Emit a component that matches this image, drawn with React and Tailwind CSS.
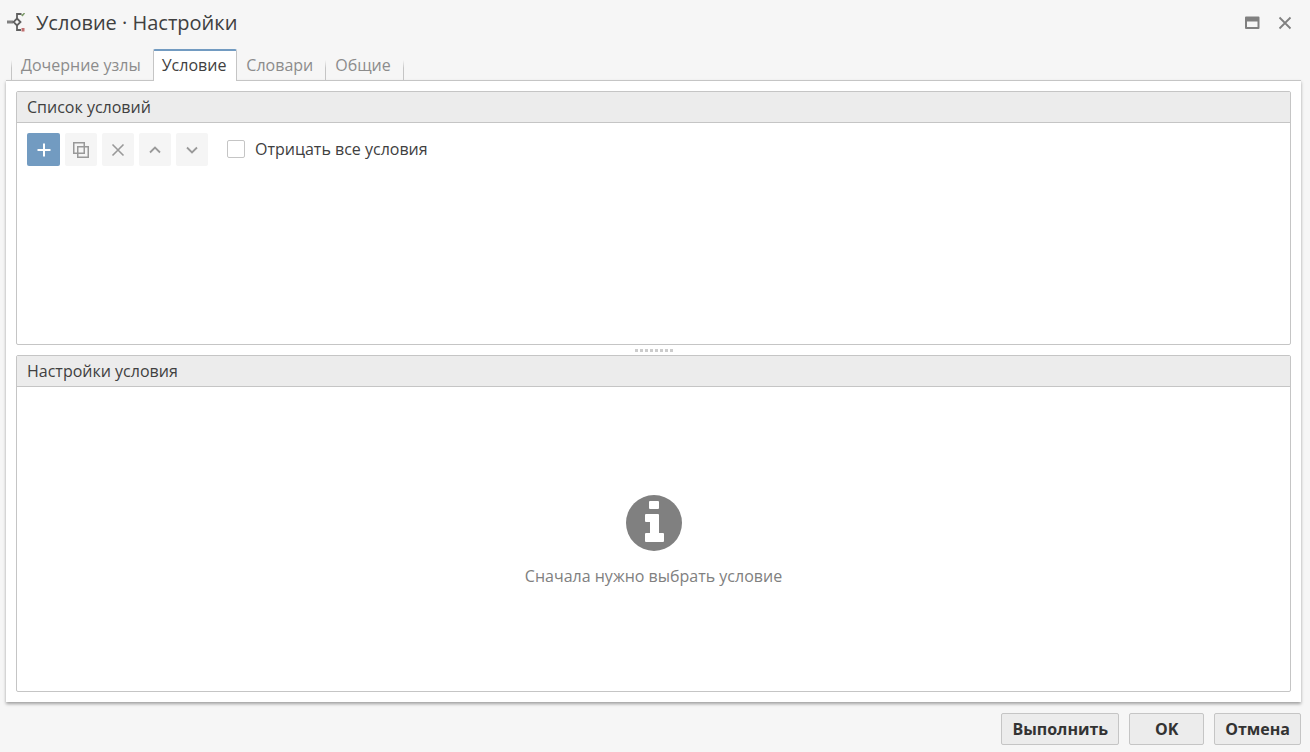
import React, { useState } from 'react';

const tabs = [
  { id: 'children', name: 'Дочерние узлы' },
  { id: 'condition', name: 'Условие' },
  { id: 'dictionaries', name: 'Словари' },
  { id: 'general', name: 'Общие' },
];

const ConditionIcon = () => (
  <svg className="w-5 h-5" viewBox="0 0 20 20" fill="none" aria-hidden="true">
    <path d="M1 9h6" stroke="#808080" strokeWidth="3" />
    <path d="M11 6V1h4.500M11 12v5h4" stroke="#606060" strokeWidth="1.800" />
    <path d="M11 5.500l3.500 3.500L11 12.500 7.500 9z" stroke="#606060" strokeWidth="1.800" fill="#f6f6f6" />
    <path d="M15.500 1.500l1 1 2-2.500" stroke="#7b9a68" strokeWidth="1.500" />
    <path d="M15.500 15h3v3.500h-3z" fill="#c07070" />
  </svg>
);

const MaximizeIcon = () => (
  <svg className="w-4 h-4" viewBox="0 0 16 16" fill="none" aria-hidden="true">
    <path fillRule="evenodd" d="M2 1.500h12.500a1 1 0 0 1 1 1V13a1 1 0 0 1-1 1H2a1 1 0 0 1-1-1V2.500a1 1 0 0 1 1-1zm1 5V12h10.500V6.500z" fill="#808080" />
  </svg>
);

const CloseIcon = () => (
  <svg className="w-4 h-4" viewBox="0 0 16 16" fill="none" aria-hidden="true">
    <path d="M2.500 2.500l11 11M13.500 2.500l-11 11" stroke="#808080" strokeWidth="1.800" />
  </svg>
);

const toolIcons = {
  add: <path d="M8 1.500v13M1.500 8h13" strokeWidth="2" />,
  copy: <path d="M.75 .75h10.500v10.500H.75zM4.750 4.750h10.500v10.500H4.750z" strokeWidth="1.500" />,
  remove: <path d="M2.500 2.500l11 11M13.500 2.500l-11 11" strokeWidth="1.600" />,
  up: <path d="M3 10.500L8 5.500l5 5" strokeWidth="1.800" />,
  down: <path d="M3 5.500L8 10.500l5-5" strokeWidth="1.800" />,
};

const tools = [
  { icon: 'add', label: 'Добавить', enabled: true },
  { icon: 'copy', label: 'Клонировать' },
  { icon: 'remove', label: 'Удалить' },
  { icon: 'up', label: 'Вверх' },
  { icon: 'down', label: 'Вниз' },
];

const ToolButton = ({ icon, label, enabled }) => (
  <button
    type="button"
    aria-label={label}
    disabled={!enabled}
    className={`h-[33px] flex items-center justify-center rounded-xs ${
      enabled ? 'w-[33px] bg-[#729bc1] text-white' : 'w-8 bg-[#f5f5f5] text-[#999999]'
    }`}
  >
    <svg className="w-4 h-4" viewBox="0 0 16 16" fill="none" stroke="currentColor" aria-hidden="true">
      {toolIcons[icon]}
    </svg>
  </button>
);

const Panel = ({ title, className, children }) => (
  <section className={`flex flex-col border border-[#c5c5c5] rounded-xs ${className}`}>
    <h2 className="h-[31px] shrink-0 px-[10px] leading-[30px] bg-[#ececec] border-b border-[#c5c5c5]">{title}</h2>
    {children}
  </section>
);

const FooterButton = ({ children, className = '' }) => (
  <button
    type="button"
    className={`h-8 px-[10px] font-bold leading-[30px] text-[#333333] bg-[#ececec] border border-[#c5c5c5] rounded-xs ${className}`}
  >
    {children}
  </button>
);

const App = () => {
  const [activeTab, setActiveTab] = useState('condition');
  const [negate, setNegate] = useState(false);

  return (
    <div className="min-h-screen flex flex-col bg-[#f6f6f6] text-base text-[#404040] font-['Open_Sans',sans-serif]">
      {/* Title bar */}
      <header className="h-12 flex items-center pl-[6px] pr-[17px] pb-[2px]">
        <ConditionIcon />
        <h1 className="ml-[10px] flex-1 text-xl">Условие · Настройки</h1>
        <button type="button" aria-label="Развернуть" className="mr-[17px]">
          <MaximizeIcon />
        </button>
        <button type="button" aria-label="Закрыть">
          <CloseIcon />
        </button>
      </header>

      {/* Tabs */}
      <div role="tablist" className="relative z-10 ml-[11px] flex h-[33px] -mb-px">
        <span className="w-px mt-3 mb-px bg-linear-to-b from-transparent to-[#c5c5c5] to-40%" />
        {tabs.map((tab, index) => {
          const active = tab.id === activeTab;
          const nextActive = tabs[index + 1]?.id === activeTab;
          return (
            <React.Fragment key={tab.id}>
              <button
                type="button"
                role="tab"
                aria-selected={active}
                onClick={() => setActiveTab(tab.id)}
                className={
                  active
                    ? 'mt-px pl-2 pr-[10px] pb-[2px] bg-white border-x border-x-[#c5c5c5] border-t-2 border-t-[#729bc1] rounded-t-xs'
                    : 'pl-[9px] pr-3 pt-[2px] pb-px text-[#8c8c8c]'
                }
              >
                {tab.name}
              </button>
              {!active && !nextActive && (
                <span className="w-px mt-3 mb-px bg-linear-to-b from-transparent to-[#c5c5c5] to-40%" />
              )}
            </React.Fragment>
          );
        })}
      </div>

      {/* Content */}
      <main className="flex-1 flex flex-col ml-[6px] mr-[9px] p-[10px] bg-white border-t border-[#c5c5c5] shadow-[0_2px_3px_rgba(0,0,0,0.35)]">
        <Panel title="Список условий" className="flex-[43_1_0]">
          <div className="flex items-center gap-[5px] p-[10px]">
            {tools.map((tool) => (
              <ToolButton key={tool.icon} {...tool} />
            ))}
            <label className="ml-[14px] pb-px flex items-center gap-[10px]">
              <input
                type="checkbox"
                checked={negate}
                onChange={(e) => setNegate(e.target.checked)}
                className="appearance-none w-[18px] h-[18px] bg-white border border-[#c5c5c5] rounded-xs checked:bg-[#729bc1]"
              />
              Отрицать все условия
            </label>
          </div>
        </Panel>

        {/* Splitter */}
        <div role="separator" className="h-[10px] shrink-0 flex items-center justify-center gap-[2px]">
          {Array.from({ length: 8 }, (_, i) => (
            <span key={i} className="w-[3px] h-[3px] bg-[#cccccc]" />
          ))}
        </div>

        <Panel title="Настройки условия" className="flex-[57_1_0]">
          <div className="flex-1 flex flex-col items-center justify-center pt-1 text-[#808080]">
            <svg className="w-14 h-14" viewBox="0 0 56 56" aria-hidden="true">
              <circle cx="28" cy="28" r="28" fill="#808080" />
              <path d="M24 6h8q1 0 1 1v6q0 1-1 1h-8q-1 0-1-1V7q0-1 1-1zM20 19h12q1 0 1 1v18h4q1 0 1 1v7q0 1-1 1H20q-1 0-1-1v-7q0-1 1-1h4V27h-4q-1 0-1-1v-6q0-1 1-1z" fill="#ffffff" />
            </svg>
            <p className="mt-[13px]">Сначала нужно выбрать условие</p>
          </div>
        </Panel>
      </main>

      {/* Footer */}
      <footer className="flex justify-end gap-[10px] pt-[11px] pb-[7px] pr-[9px]">
        <FooterButton>Выполнить</FooterButton>
        <FooterButton className="min-w-[75px]">OK</FooterButton>
        <FooterButton>Отмена</FooterButton>
      </footer>
    </div>
  );
};

export default App;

────────────────

Stated exercise —
Repeat the listing above exactly, with no pictures.

Final result —
Emit a component that matches this image, drawn with React and Tailwind CSS.
import React, { useState } from 'react';

const tabs = [
  { id: 'children', name: 'Дочерние узлы' },
  { id: 'condition', name: 'Условие' },
  { id: 'dictionaries', name: 'Словари' },
  { id: 'general', name: 'Общие' },
];

const ConditionIcon = () => (
  <svg className="w-5 h-5" viewBox="0 0 20 20" fill="none" aria-hidden="true">
    <path d="M1 9h6" stroke="#808080" strokeWidth="3" />
    <path d="M11 6V1h4.500M11 12v5h4" stroke="#606060" strokeWidth="1.800" />
    <path d="M11 5.500l3.500 3.500L11 12.500 7.500 9z" stroke="#606060" strokeWidth="1.800" fill="#f6f6f6" />
    <path d="M15.500 1.500l1 1 2-2.500" stroke="#7b9a68" strokeWidth="1.500" />
    <path d="M15.500 15h3v3.500h-3z" fill="#c07070" />
  </svg>
);

const MaximizeIcon = () => (
  <svg className="w-4 h-4" viewBox="0 0 16 16" fill="none" aria-hidden="true">
    <path fillRule="evenodd" d="M2 1.500h12.500a1 1 0 0 1 1 1V13a1 1 0 0 1-1 1H2a1 1 0 0 1-1-1V2.500a1 1 0 0 1 1-1zm1 5V12h10.500V6.500z" fill="#808080" />
  </svg>
);

const CloseIcon = () => (
  <svg className="w-4 h-4" viewBox="0 0 16 16" fill="none" aria-hidden="true">
    <path d="M2.500 2.500l11 11M13.500 2.500l-11 11" stroke="#808080" strokeWidth="1.800" />
  </svg>
);

const toolIcons = {
  add: <path d="M8 1.500v13M1.500 8h13" strokeWidth="2" />,
  copy: <path d="M.75 .75h10.500v10.500H.75zM4.750 4.750h10.500v10.500H4.750z" strokeWidth="1.500" />,
  remove: <path d="M2.500 2.500l11 11M13.500 2.500l-11 11" strokeWidth="1.600" />,
  up: <path d="M3 10.500L8 5.500l5 5" strokeWidth="1.800" />,
  down: <path d="M3 5.500L8 10.500l5-5" strokeWidth="1.800" />,
};

const tools = [
  { icon: 'add', label: 'Добавить', enabled: true },
  { icon: 'copy', label: 'Клонировать' },
  { icon: 'remove', label: 'Удалить' },
  { icon: 'up', label: 'Вверх' },
  { icon: 'down', label: 'Вниз' },
];

const ToolButton = ({ icon, label, enabled }) => (
  <button
    type="button"
    aria-label={label}
    disabled={!enabled}
    className={`h-[33px] flex items-center justify-center rounded-xs ${
      enabled ? 'w-[33px] bg-[#729bc1] text-white' : 'w-8 bg-[#f5f5f5] text-[#999999]'
    }`}
  >
    <svg className="w-4 h-4" viewBox="0 0 16 16" fill="none" stroke="currentColor" aria-hidden="true">
      {toolIcons[icon]}
    </svg>
  </button>
);

const Panel = ({ title, className, children }) => (
  <section className={`flex flex-col border border-[#c5c5c5] rounded-xs ${className}`}>
    <h2 className="h-[31px] shrink-0 px-[10px] leading-[30px] bg-[#ececec] border-b border-[#c5c5c5]">{title}</h2>
    {children}
  </section>
);

const FooterButton = ({ children, className = '' }) => (
  <button
    type="button"
    className={`h-8 px-[10px] font-bold leading-[30px] text-[#333333] bg-[#ececec] border border-[#c5c5c5] rounded-xs ${className}`}
  >
    {children}
  </button>
);

const App = () => {
  const [activeTab, setActiveTab] = useState('condition');
  const [negate, setNegate] = useState(false);

  return (
    <div className="min-h-screen flex flex-col bg-[#f6f6f6] text-base text-[#404040] font-['Open_Sans',sans-serif]">
      {/* Title bar */}
      <header className="h-12 flex items-center pl-[6px] pr-[17px] pb-[2px]">
        <ConditionIcon />
        <h1 className="ml-[10px] flex-1 text-xl">Условие · Настройки</h1>
        <button type="button" aria-label="Развернуть" className="mr-[17px]">
          <MaximizeIcon />
        </button>
        <button type="button" aria-label="Закрыть">
          <CloseIcon />
        </button>
      </header>

      {/* Tabs */}
      <div role="tablist" className="relative z-10 ml-[11px] flex h-[33px] -mb-px">
        <span className="w-px mt-3 mb-px bg-linear-to-b from-transparent to-[#c5c5c5] to-40%" />
        {tabs.map((tab, index) => {
          const active = tab.id === activeTab;
          const nextActive = tabs[index + 1]?.id === activeTab;
          return (
            <React.Fragment key={tab.id}>
              <button
                type="button"
                role="tab"
                aria-selected={active}
                onClick={() => setActiveTab(tab.id)}
                className={
                  active
                    ? 'mt-px pl-2 pr-[10px] pb-[2px] bg-white border-x border-x-[#c5c5c5] border-t-2 border-t-[#729bc1] rounded-t-xs'
                    : 'pl-[9px] pr-3 pt-[2px] pb-px text-[#8c8c8c]'
                }
              >
                {tab.name}
              </button>
              {!active && !nextActive && (
                <span className="w-px mt-3 mb-px bg-linear-to-b from-transparent to-[#c5c5c5] to-40%" />
              )}
            </React.Fragment>
          );
        })}
      </div>

      {/* Content */}
      <main className="flex-1 flex flex-col ml-[6px] mr-[9px] p-[10px] bg-white border-t border-[#c5c5c5] shadow-[0_2px_3px_rgba(0,0,0,0.35)]">
        <Panel title="Список условий" className="flex-[43_1_0]">
          <div className="flex items-center gap-[5px] p-[10px]">
            {tools.map((tool) => (
              <ToolButton key={tool.icon} {...tool} />
            ))}
            <label className="ml-[14px] pb-px flex items-center gap-[10px]">
              <input
                type="checkbox"
                checked={negate}
                onChange={(e) => setNegate(e.target.checked)}
                className="appearance-none w-[18px] h-[18px] bg-white border border-[#c5c5c5] rounded-xs checked:bg-[#729bc1]"
              />
              Отрицать все условия
            </label>
          </div>
        </Panel>

        {/* Splitter */}
        <div role="separator" className="h-[10px] shrink-0 flex items-center justify-center gap-[2px]">
          {Array.from({ length: 8 }, (_, i) => (
            <span key={i} className="w-[3px] h-[3px] bg-[#cccccc]" />
          ))}
        </div>

        <Panel title="Настройки условия" className="flex-[57_1_0]">
          <div className="flex-1 flex flex-col items-center justify-center pt-1 text-[#808080]">
            <svg className="w-14 h-14" viewBox="0 0 56 56" aria-hidden="true">
              <circle cx="28" cy="28" r="28" fill="#808080" />
              <path d="M24 6h8q1 0 1 1v6q0 1-1 1h-8q-1 0-1-1V7q0-1 1-1zM20 19h12q1 0 1 1v18h4q1 0 1 1v7q0 1-1 1H20q-1 0-1-1v-7q0-1 1-1h4V27h-4q-1 0-1-1v-6q0-1 1-1z" fill="#ffffff" />
            </svg>
            <p className="mt-[13px]">Сначала нужно выбрать условие</p>
          </div>
        </Panel>
      </main>

      {/* Footer */}
      <footer className="flex justify-end gap-[10px] pt-[11px] pb-[7px] pr-[9px]">
        <FooterButton>Выполнить</FooterButton>
        <FooterButton className="min-w-[75px]">OK</FooterButton>
        <FooterButton>Отмена</FooterButton>
      </footer>
    </div>
  );
};

export default App;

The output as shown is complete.